Sarah Silverman is arguably one of the most famous female comic working today. She’s a household name and can boast among her achievements an Emmy-nominated TV show, over two dozen film credits, and an instantly recognizable comic persona that’s entirely her own.
But she still gets no respect, at least not from Variety TV columnist Brian Lowry, who wrote an embarrassing “review” of Silverman’s latest HBO special, We Are Miracles. Lowry spent two sentences on the special, i.e., the thing he was actually supposed to write about, calling it “disarmingly funny right before veering into bad-taste territory,” and then devoted the rest of his piece concern-trolling the comedienne’s supposed lack of mainstream success despite her attractiveness. The culprit, he decides, is Silverman’s “determin[ation] to prove she can be as dirty and distasteful as the boys.” Lowry doesn’t fault one of his favorites, Louis C.K., for telling jokes about how the frosting on Cinnabon pastries remind him of semen, but he writes that Silverman “can and should do more.” It’s hard to think of a more blatant example of double standards.
Lowry’s piece gets two things wrong. First, that Silverman’s career may not be as lucrative as, say, the seemingly neutered Steve Carrell’s is, but she’s a superstar in the comedy world. (Believe it or not, films and TV aren’t everything.) A kind of mea-culpa interview with Silverman that appeared on Variety‘s site today finds her explaining her perfectly logical, personal fulfillment-oriented professional path:
Silverman says because she keeps her overhead low, she doesn’t really do anything that she doesn’t want to — except be on the road, which she loves while she’s onstage but otherwise can leave her lonely and homesick. (She says she travels “less than I should, more than I want.”) But her approach is just to follow her career wherever it goes, knowing that as long she keeps writing, she’ll always have a destination.

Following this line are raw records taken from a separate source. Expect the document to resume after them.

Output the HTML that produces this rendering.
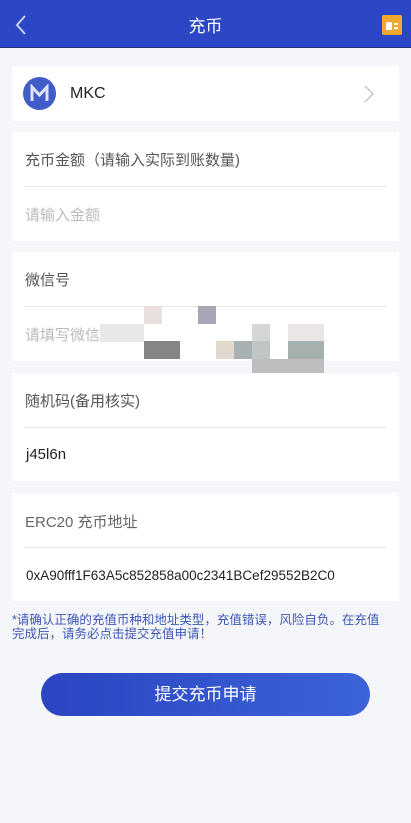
<!DOCTYPE html>
<html><head><meta charset="utf-8"><style>
*{margin:0;padding:0;box-sizing:border-box}
body{width:411px;height:823px;background:#f5f6fa;font-family:"Liberation Sans","Noto Sans CJK SC",sans-serif;position:relative;overflow:hidden}
.hd{position:absolute;left:0;top:0;width:411px;height:48px;background:#2b47c5;border-bottom:1px solid #1f2f80}
.hd .t{position:absolute;left:0;right:0;top:12px;text-align:center;color:#fff;font-size:17px}
.card{position:absolute;left:12px;width:387px;background:#fff}
.lab{position:absolute;left:13px;font-size:15px;color:#555}
.ph{color:#bbb}
.div{position:absolute;left:12px;right:12px;height:1px;background:#e6e6e6}
.m{position:absolute}
</style></head><body>
<div class="hd">
<svg style="position:absolute;left:14px;top:14px" width="14" height="22" viewBox="0 0 14 22"><path d="M11 2 L3 11 L11 20" stroke="#c8d0f0" stroke-width="2" fill="none"/></svg>
<div class="t">充币</div>
<div style="position:absolute;left:382px;top:15px;width:20px;height:20px;background:#f0a930;border-radius:2px"><div style="position:absolute;left:4px;top:7px;width:6px;height:8px;background:#fff;border-radius:1px"></div><div style="position:absolute;left:12px;top:8px;width:4px;height:6px;border-top:2px solid #fff;border-bottom:2px solid #fff"></div></div>
</div>
<div class="card" style="top:66px;height:55px">
<div style="position:absolute;left:11px;top:11px;width:33px;height:33px;border-radius:50%;background:#3f5cc9"></div>
<svg style="position:absolute;left:18px;top:18px" width="19" height="19" viewBox="0 0 19 19"><path d="M2 17 V3 L9.5 11 L17 3 V17" stroke="#dfe4f7" stroke-width="3" fill="none"/></svg>
<div class="lab" style="left:58px;top:19px;font-size:16px;color:#222">MKC</div>
<svg style="position:absolute;left:351px;top:18px" width="12" height="20" viewBox="0 0 12 20"><path d="M2 2 L10 10 L2 18" stroke="#c8c8c8" stroke-width="1.5" fill="none"/></svg>
</div>
<div class="card" style="top:132px;height:109px">
<div class="lab" style="top:17px">充币金额（请输入实际到账数量)</div>
<div class="div" style="top:54px"></div>
<div class="lab ph" style="top:72px">请输入金额</div>
</div>
<div class="card" style="top:252px;height:109px">
<div class="lab" style="top:17px">微信号</div>
<div class="div" style="top:54px"></div>
<div class="lab ph" style="top:72px">请填写微信</div>
</div>
<div class="m" style="left:100px;top:324px;width:44px;height:18px;background:#d8d8d8;opacity:.6"></div>
<div class="m" style="left:144px;top:306px;width:18px;height:18px;background:#e8dfdf"></div>
<div class="m" style="left:198px;top:306px;width:18px;height:18px;background:#a8a6b6"></div>
<div class="m" style="left:144px;top:341px;width:36px;height:18px;background:#858587"></div>
<div class="m" style="left:216px;top:341px;width:18px;height:18px;background:#e0d8cc"></div>
<div class="m" style="left:234px;top:341px;width:18px;height:18px;background:#a8b0b2"></div>
<div class="m" style="left:252px;top:324px;width:18px;height:17px;background:#d6d6d6"></div>
<div class="m" style="left:252px;top:341px;width:18px;height:18px;background:#c0c6c6"></div>
<div class="m" style="left:288px;top:341px;width:36px;height:18px;background:#a6b0ae"></div>
<div class="m" style="left:288px;top:324px;width:36px;height:17px;background:#ebe6e6"></div>
<div class="m" style="left:252px;top:359px;width:72px;height:18px;background:#bdbdbd"></div>
<div class="card" style="top:373px;height:108px">
<div class="lab" style="top:17px">随机码(备用核实)</div>
<div class="div" style="top:54px"></div>
<div class="lab" style="top:73px;left:14px;color:#222">j45l6n</div>
</div>
<div class="card" style="top:493px;height:108px">
<div class="lab" style="top:18px;color:#666">ERC20 充币地址</div>
<div class="div" style="top:54px"></div>
<div class="lab" style="top:75px;left:14px;color:#222;font-size:13.5px">0xA90fff1F63A5c852858a00c2341BCef29552B2C0</div>
</div>
<div style="position:absolute;left:12px;top:613px;width:378px;font-size:12.5px;line-height:14px;color:#3b57b5">*请确认正确的充值币种和地址类型，充值错误，风险自负。在充值完成后，请务必点击提交充值申请！</div>
<div style="position:absolute;left:41px;top:673px;width:329px;height:43px;border-radius:22px;background:linear-gradient(90deg,#2a45c2,#3c63d8);color:#fff;font-size:17px;text-align:center;line-height:43px">提交充币申请</div>
</body></html>
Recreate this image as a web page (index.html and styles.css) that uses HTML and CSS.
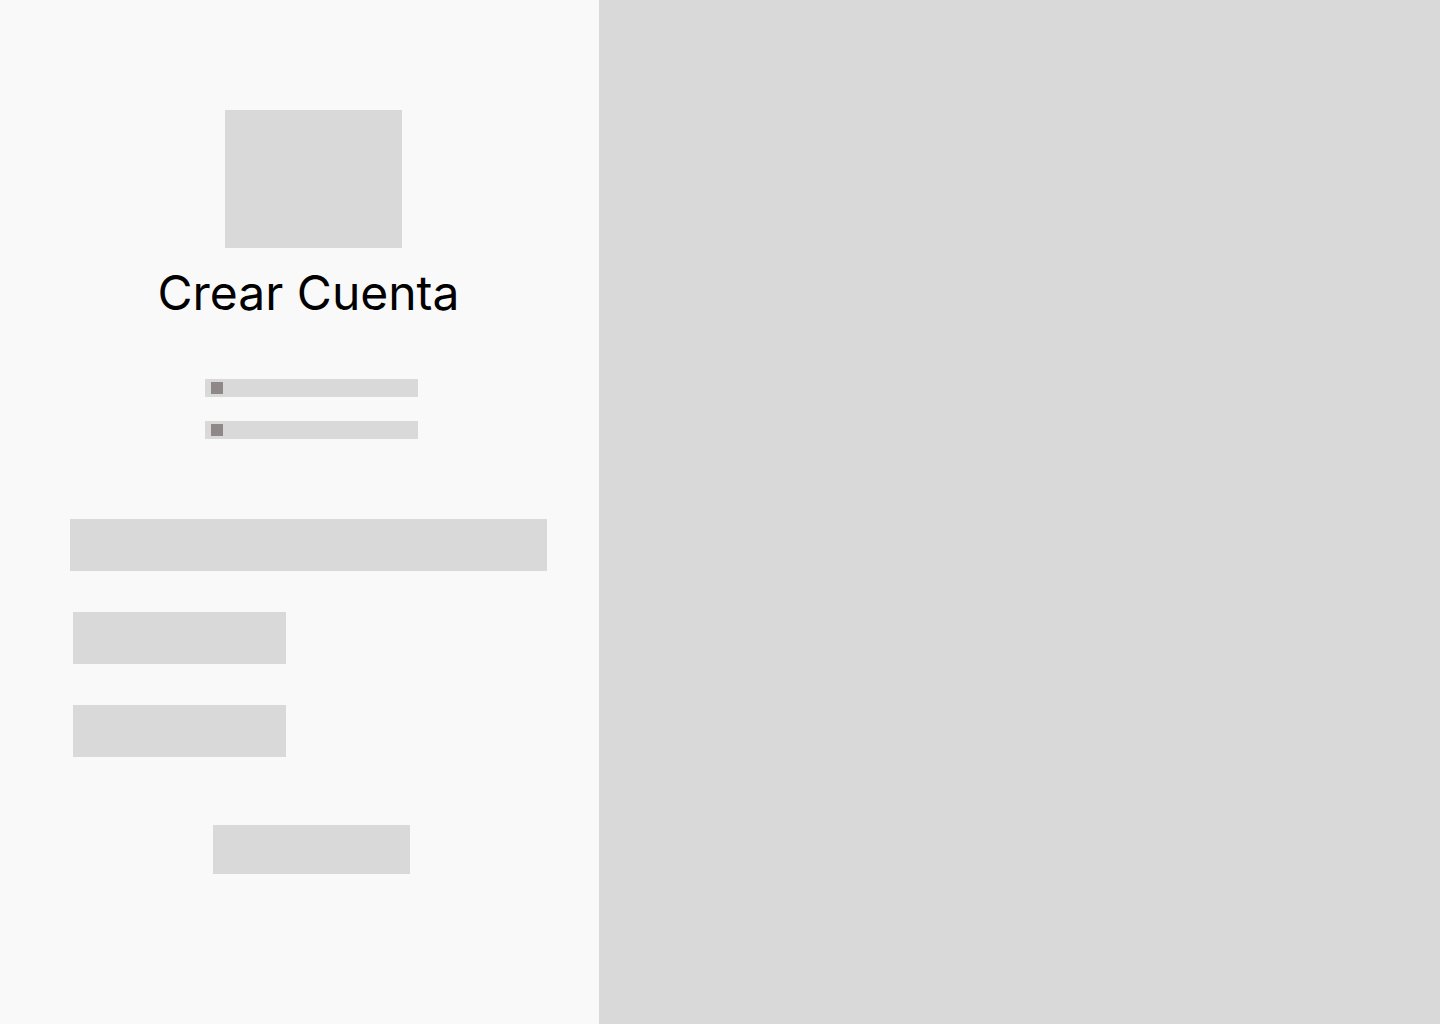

The second is Lowry’s out-of-touch assumption that raunchy female comics aren’t popular. Sure, there might be some male viewers like Lowry who think women should behave like ladies or be cuddly and nonthreatening like Ellen Degeneres. (That’s no knock on Degeneres, who is hilarious in her own right.) But has he asked any female audiences, who — surprise! — also like to laugh? Dirty jokes might, in fact, be the golden ticket to sustaining a long and successful show. The Whitney Cummings co-created 2 Broke Girls, based on the comedienne’s difficult life, is a ratings winner. Chelsea Handler’s talk show, E!’s Chelsea Lately, is going strong in its seventh season. And no one’s ever accused Jon Stewart of being a failure because he just has a measly basic-cable show. And what does Lowry think the women on Sex and the City, a genuine cultural phenomenon, sat around and talked about?